== MATERIALS PROVIDED

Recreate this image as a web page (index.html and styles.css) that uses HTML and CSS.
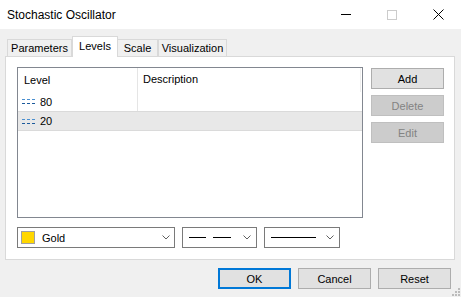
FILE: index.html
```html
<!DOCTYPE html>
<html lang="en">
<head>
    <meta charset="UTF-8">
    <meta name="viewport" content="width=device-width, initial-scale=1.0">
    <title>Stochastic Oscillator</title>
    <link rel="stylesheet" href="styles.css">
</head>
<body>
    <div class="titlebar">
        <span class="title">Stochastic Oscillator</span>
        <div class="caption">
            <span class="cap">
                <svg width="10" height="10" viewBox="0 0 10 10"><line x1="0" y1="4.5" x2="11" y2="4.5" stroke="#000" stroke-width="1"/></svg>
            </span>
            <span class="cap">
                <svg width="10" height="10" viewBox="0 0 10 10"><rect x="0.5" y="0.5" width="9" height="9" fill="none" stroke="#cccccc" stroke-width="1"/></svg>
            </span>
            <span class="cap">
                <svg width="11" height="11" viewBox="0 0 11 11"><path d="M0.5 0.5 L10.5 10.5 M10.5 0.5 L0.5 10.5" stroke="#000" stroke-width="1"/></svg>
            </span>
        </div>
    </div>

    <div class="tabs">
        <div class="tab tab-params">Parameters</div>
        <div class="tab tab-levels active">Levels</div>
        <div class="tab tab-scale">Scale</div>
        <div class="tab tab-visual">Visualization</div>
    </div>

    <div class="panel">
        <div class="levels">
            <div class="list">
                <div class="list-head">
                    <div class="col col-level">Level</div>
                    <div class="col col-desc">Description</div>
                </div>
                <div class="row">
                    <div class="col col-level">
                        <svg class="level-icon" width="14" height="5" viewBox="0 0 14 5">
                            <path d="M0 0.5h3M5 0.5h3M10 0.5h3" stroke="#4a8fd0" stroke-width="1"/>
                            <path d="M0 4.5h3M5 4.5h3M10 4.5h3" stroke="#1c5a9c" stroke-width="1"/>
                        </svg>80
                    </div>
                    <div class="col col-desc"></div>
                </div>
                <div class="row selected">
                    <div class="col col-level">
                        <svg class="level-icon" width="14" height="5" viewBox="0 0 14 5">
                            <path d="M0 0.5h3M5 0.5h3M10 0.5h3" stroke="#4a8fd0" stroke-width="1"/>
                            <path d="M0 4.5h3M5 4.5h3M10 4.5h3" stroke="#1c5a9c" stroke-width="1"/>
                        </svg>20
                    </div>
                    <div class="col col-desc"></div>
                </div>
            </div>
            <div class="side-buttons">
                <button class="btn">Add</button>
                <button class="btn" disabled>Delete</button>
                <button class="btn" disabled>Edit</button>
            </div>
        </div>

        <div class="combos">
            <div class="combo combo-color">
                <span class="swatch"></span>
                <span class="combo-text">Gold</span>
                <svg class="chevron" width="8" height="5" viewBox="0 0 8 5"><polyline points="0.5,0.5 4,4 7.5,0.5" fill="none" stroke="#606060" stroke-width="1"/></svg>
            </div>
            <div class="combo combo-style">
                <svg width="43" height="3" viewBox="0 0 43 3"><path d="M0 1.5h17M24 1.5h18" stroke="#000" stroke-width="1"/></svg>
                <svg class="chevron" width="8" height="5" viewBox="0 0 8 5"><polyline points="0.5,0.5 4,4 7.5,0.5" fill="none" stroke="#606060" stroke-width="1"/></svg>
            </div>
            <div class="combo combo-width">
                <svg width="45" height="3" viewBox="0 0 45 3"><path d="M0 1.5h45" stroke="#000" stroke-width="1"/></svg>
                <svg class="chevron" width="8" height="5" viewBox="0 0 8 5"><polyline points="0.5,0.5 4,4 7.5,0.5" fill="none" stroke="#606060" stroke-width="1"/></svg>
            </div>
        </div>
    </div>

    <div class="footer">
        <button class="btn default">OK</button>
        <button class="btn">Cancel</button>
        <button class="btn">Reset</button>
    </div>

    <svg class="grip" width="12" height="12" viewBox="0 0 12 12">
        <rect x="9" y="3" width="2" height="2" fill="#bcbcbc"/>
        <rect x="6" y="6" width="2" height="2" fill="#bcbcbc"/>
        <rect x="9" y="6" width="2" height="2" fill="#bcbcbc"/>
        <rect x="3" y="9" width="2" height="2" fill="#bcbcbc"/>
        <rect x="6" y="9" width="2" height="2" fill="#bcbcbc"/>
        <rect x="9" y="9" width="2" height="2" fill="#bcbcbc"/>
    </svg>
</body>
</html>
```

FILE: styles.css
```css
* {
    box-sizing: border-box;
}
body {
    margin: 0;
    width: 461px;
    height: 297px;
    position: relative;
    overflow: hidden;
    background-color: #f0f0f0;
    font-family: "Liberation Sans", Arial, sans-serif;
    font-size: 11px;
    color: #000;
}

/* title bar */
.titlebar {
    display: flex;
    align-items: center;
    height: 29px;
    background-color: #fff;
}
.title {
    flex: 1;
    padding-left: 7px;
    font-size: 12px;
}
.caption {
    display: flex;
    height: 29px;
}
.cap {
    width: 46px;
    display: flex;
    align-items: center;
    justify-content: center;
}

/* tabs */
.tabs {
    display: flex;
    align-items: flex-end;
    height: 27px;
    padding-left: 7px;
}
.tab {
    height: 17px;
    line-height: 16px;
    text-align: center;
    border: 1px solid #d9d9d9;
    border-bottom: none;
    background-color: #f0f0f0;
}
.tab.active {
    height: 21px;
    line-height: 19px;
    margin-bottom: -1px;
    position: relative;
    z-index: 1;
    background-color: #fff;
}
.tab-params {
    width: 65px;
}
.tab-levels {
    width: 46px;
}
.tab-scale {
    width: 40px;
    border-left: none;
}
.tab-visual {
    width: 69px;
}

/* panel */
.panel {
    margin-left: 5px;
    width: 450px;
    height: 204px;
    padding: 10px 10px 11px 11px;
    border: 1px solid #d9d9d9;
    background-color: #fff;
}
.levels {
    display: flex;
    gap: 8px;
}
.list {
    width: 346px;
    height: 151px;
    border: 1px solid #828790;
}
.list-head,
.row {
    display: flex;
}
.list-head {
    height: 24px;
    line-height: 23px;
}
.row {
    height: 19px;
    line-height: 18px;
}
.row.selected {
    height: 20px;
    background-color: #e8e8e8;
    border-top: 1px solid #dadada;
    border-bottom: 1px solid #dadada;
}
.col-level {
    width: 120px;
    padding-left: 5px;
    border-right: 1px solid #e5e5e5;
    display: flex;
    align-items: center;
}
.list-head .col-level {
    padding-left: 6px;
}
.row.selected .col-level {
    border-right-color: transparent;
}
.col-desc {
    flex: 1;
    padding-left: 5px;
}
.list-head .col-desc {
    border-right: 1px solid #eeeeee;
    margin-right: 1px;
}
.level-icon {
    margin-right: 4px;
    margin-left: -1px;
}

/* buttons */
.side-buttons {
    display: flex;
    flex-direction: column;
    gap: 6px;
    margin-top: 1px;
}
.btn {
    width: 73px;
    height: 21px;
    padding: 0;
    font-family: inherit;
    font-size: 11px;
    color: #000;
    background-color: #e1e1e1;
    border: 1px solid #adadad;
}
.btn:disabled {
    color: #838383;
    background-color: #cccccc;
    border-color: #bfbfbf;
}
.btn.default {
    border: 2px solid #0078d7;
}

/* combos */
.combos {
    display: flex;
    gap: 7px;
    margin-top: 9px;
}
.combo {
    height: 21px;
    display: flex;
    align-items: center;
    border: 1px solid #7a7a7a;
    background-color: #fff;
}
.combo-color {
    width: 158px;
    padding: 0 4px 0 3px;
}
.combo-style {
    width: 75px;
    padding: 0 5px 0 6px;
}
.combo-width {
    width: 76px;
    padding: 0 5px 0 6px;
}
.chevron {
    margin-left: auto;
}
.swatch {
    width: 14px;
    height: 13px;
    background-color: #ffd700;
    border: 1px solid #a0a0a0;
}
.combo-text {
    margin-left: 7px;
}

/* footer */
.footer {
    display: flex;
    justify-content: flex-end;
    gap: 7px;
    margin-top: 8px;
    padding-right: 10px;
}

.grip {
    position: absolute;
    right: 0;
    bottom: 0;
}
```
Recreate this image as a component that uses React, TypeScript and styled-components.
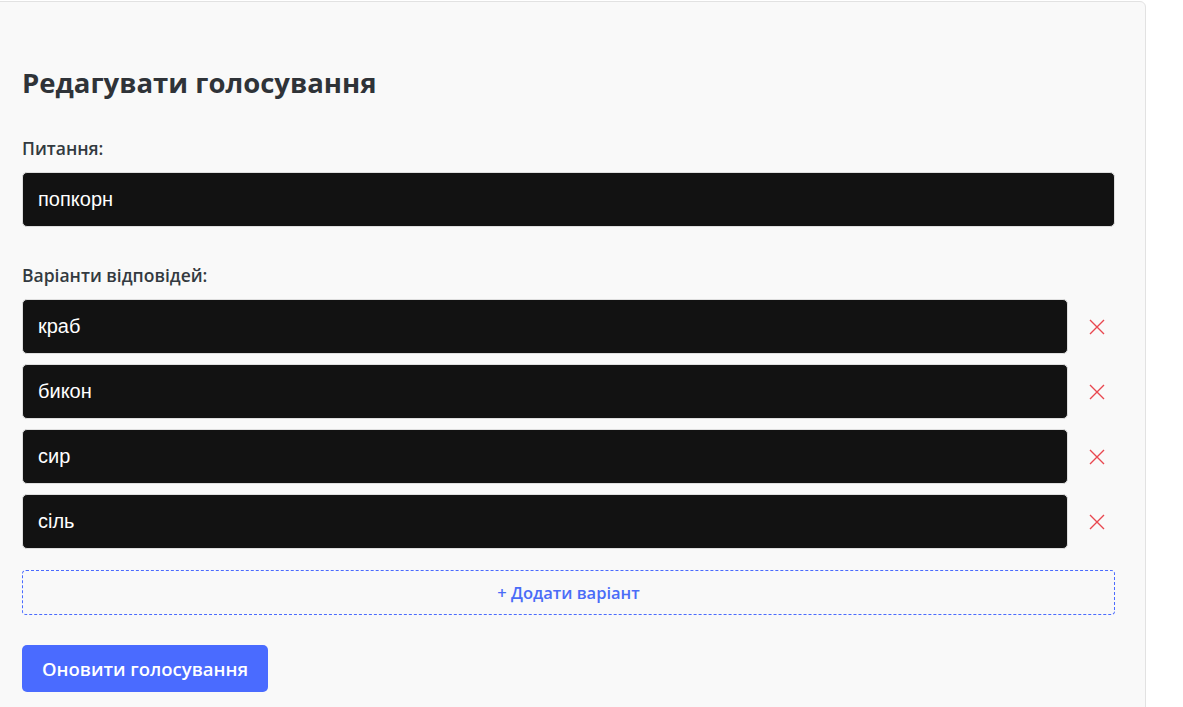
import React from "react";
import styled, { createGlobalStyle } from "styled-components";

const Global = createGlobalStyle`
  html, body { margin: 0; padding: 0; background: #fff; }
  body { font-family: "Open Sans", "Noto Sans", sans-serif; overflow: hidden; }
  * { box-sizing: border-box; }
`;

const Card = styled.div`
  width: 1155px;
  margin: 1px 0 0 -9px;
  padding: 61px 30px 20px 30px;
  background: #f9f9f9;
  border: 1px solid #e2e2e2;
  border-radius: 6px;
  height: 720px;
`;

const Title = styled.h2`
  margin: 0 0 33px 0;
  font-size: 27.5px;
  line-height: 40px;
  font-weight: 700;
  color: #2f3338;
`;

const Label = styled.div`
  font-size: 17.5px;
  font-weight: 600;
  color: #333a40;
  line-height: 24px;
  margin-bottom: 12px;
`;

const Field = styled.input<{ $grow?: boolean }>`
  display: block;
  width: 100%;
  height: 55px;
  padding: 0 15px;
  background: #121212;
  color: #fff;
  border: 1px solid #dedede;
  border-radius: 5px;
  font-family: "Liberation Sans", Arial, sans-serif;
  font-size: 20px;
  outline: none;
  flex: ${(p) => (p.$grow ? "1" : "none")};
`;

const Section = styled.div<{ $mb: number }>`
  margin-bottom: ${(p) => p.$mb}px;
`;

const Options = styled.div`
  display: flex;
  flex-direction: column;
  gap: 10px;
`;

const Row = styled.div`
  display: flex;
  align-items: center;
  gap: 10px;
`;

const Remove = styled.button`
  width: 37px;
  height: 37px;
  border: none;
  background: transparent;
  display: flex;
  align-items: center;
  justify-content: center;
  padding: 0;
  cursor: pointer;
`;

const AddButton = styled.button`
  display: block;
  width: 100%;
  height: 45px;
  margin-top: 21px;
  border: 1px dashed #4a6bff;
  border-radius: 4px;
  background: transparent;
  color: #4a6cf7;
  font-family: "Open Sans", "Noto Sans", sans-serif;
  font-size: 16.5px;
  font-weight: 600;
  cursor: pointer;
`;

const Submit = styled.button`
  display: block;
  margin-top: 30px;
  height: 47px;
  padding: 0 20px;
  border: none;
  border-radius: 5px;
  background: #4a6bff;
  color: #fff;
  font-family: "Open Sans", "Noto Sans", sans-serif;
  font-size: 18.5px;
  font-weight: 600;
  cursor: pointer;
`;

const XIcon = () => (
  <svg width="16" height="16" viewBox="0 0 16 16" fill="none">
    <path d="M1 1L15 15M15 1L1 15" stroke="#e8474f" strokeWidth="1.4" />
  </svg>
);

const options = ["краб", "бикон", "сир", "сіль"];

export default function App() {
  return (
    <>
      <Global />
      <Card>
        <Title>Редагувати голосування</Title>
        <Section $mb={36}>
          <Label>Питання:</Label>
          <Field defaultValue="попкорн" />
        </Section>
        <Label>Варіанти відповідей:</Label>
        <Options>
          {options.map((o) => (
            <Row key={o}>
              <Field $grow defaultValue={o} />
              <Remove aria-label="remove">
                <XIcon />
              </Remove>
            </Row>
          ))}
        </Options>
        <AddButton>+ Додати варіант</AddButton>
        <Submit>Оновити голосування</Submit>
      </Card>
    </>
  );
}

====

— REQUIREMENTS —
Above are the records. Copy every line in them holding "this".

— EXERCISE RESPONSE —
Recreate this image as a web page (index.html and styles.css) that uses HTML and CSS.
Recreate this image as a component that uses React, TypeScript and styled-components.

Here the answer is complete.